Syria Talks Yield Narrow Deal, Assad ‘Red Line’

GENEVA (AP) —

Two days of face-to-face peace talks yielded a narrow and tentative agreement Sunday for women and children trapped in a besieged Syrian city, and the government said President Bashar Assad had no intention of giving up “the keys to Damascus.”

With little progress to show after months of international pressure for the conference in Geneva, the U.N. mediator hoping to broker an end to Syria’s civil war defended their pace.

“I think being too slow is a better way than going too fast,” Lakhdar Brahimi said. “If you run, you may gain one hour and lose one week.”

The limited agreement to let women and children leave a blockaded part of the old city of Homs, under negotiation for at least two days, fell far short of expectations and was called into question by multiple reports of government shelling.

The talks have yet to touch upon the issue of a possible transitional government — their purpose according to terms laid out when they were first conceived. But the government was unequivocal that Assad’s future was assured in the country led by his family since 1970.

“This is a red line. If some people think we are coming here to give them the keys of Damascus they are wrong,” said Deputy Foreign Minister Faisal al-Mikdad, echoing the language U.S. President Barack Obama used to describe a chemical weapons attack in Syria.

In Syria, the war continued as if there were no effort to stop it — gunfire and shelling in Homs, between Assad’s forces and rebels, and between the al-Qaida-linked terrorists and Kurdish fighters, according to the Britain-based Syrian Observatory for Human Rights.

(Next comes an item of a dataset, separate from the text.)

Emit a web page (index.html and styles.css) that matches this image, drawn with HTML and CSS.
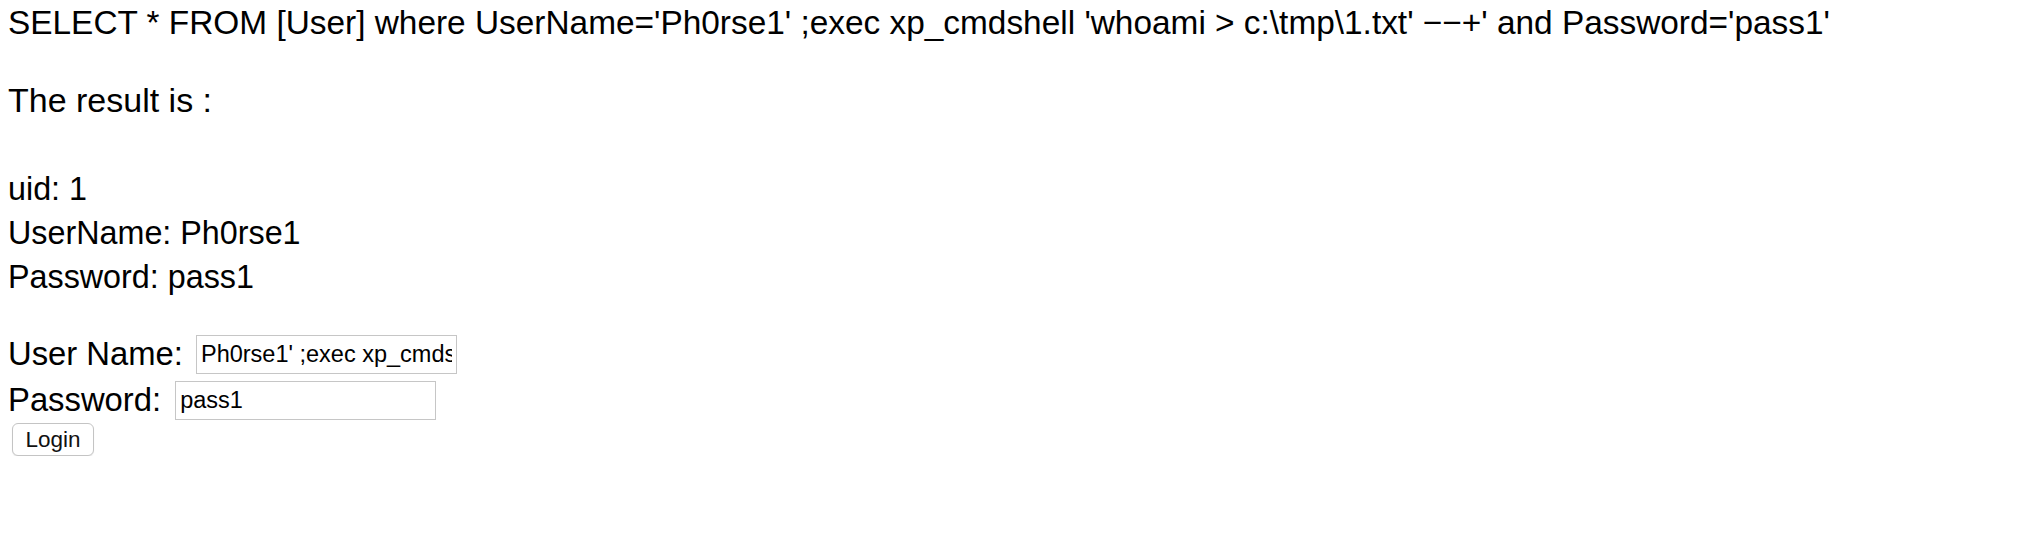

The blockaded districts of Homs came under intense fire that activists blamed on the government, calling into question how any deals reached in remote Switzerland could be implemented or verified in a chaotic civil war with dozens of players that began as a largely peaceful uprising against Assad. More than 130,000 people have died in less than three years, and millions of Syrians have fled their homes.